I have a new Jotwell review of Sarah Lawsky’s Coding the Code: Catala and Computationally Accessible Tax Law. It is nominally a review of this recent (outstanding) article, but I used the occasion to go back through her recent body of work and introduce it to a wider audience who may not be aware of the remarkable nature of her project. Here are some excerpts:

Sarah B. Lawsky’s Coding the Code: Catala and Computationally Accessible Tax Law offers an exceptionally thoughtful perspective on the automation of legal rules. It provides not just a nuanced analysis of the consequences of translating legal doctrines into computer programs (something many other scholars have done), but also a tutorial in how to do so effectively, with fidelity to the internal structure of law and humility about what computers do and don’t do well. …

Coding the Code, like the rest of Lawsky’s work, stands out in two ways. First, she is actively making it happen, using her insights as a legal scholar and logician to push forward the state of the art. Her Lawsky Practice Problems site–a hand-coded open source app that can generate as many tax exercises as students have the patience to work through–is a pedagogical gem, because it matches the computer science under the hood to the structure of the legal problem. (Her Teaching Algorithms and Algorithms for Teaching documents the app and why it works the way it does.)

Second, Lawsky’s claims about the broader consequences of formal approaches are grounded in a nuanced understanding of what these formal approaches do well and what they do not.

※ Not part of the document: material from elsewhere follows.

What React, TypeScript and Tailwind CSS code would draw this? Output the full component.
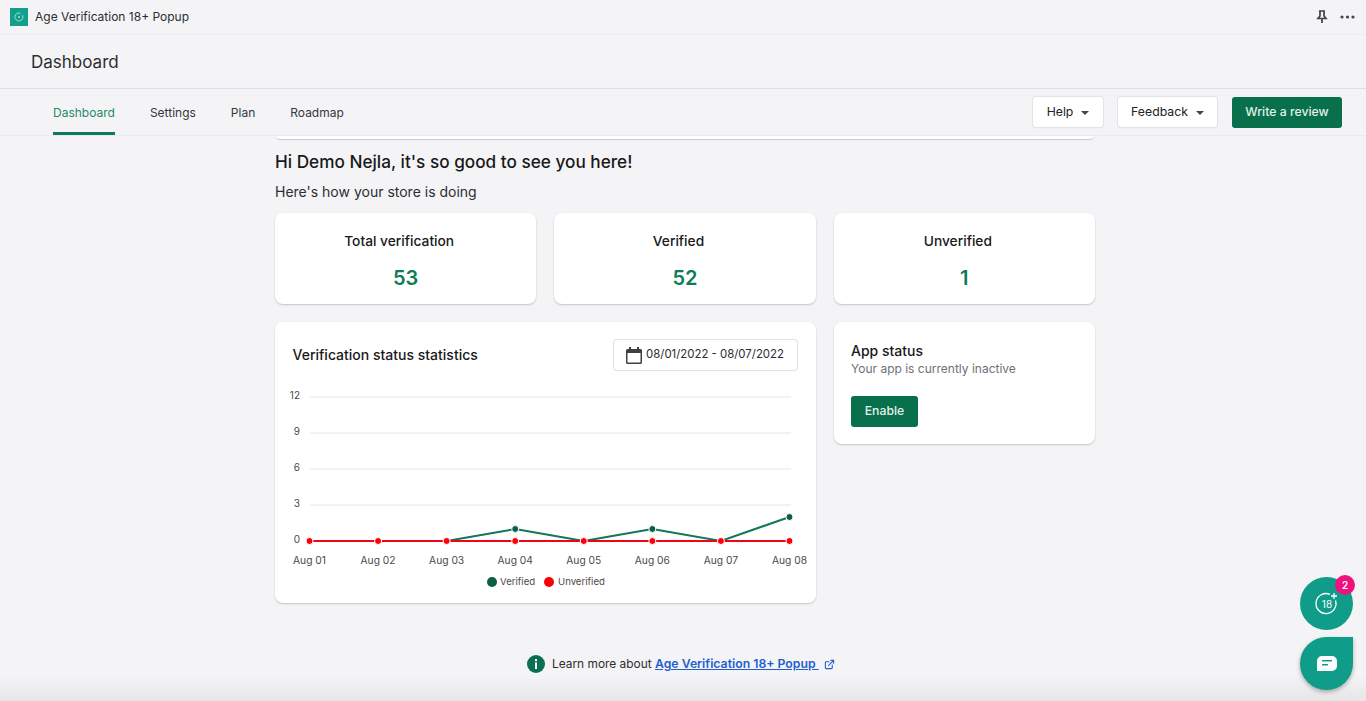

Sometimes formalization leads to insight; her recent Reasoning with Formalized Statutes shows how coding up a statute section can reveal unexpected edge cases and drafting mistakes. At other times, formalization is hiding in plain sight. As she observes in 2020’s Form as Formalization, the IRS already walks taxpayers through tax algorithms; its forms provide step-by-step instruction for making tax computations. In every case, Lawsky links carefully links her systemic claims to specific doctrinal examples. She shows not that computational law will change everything, but rather that it is already changing some things, in ways large and small.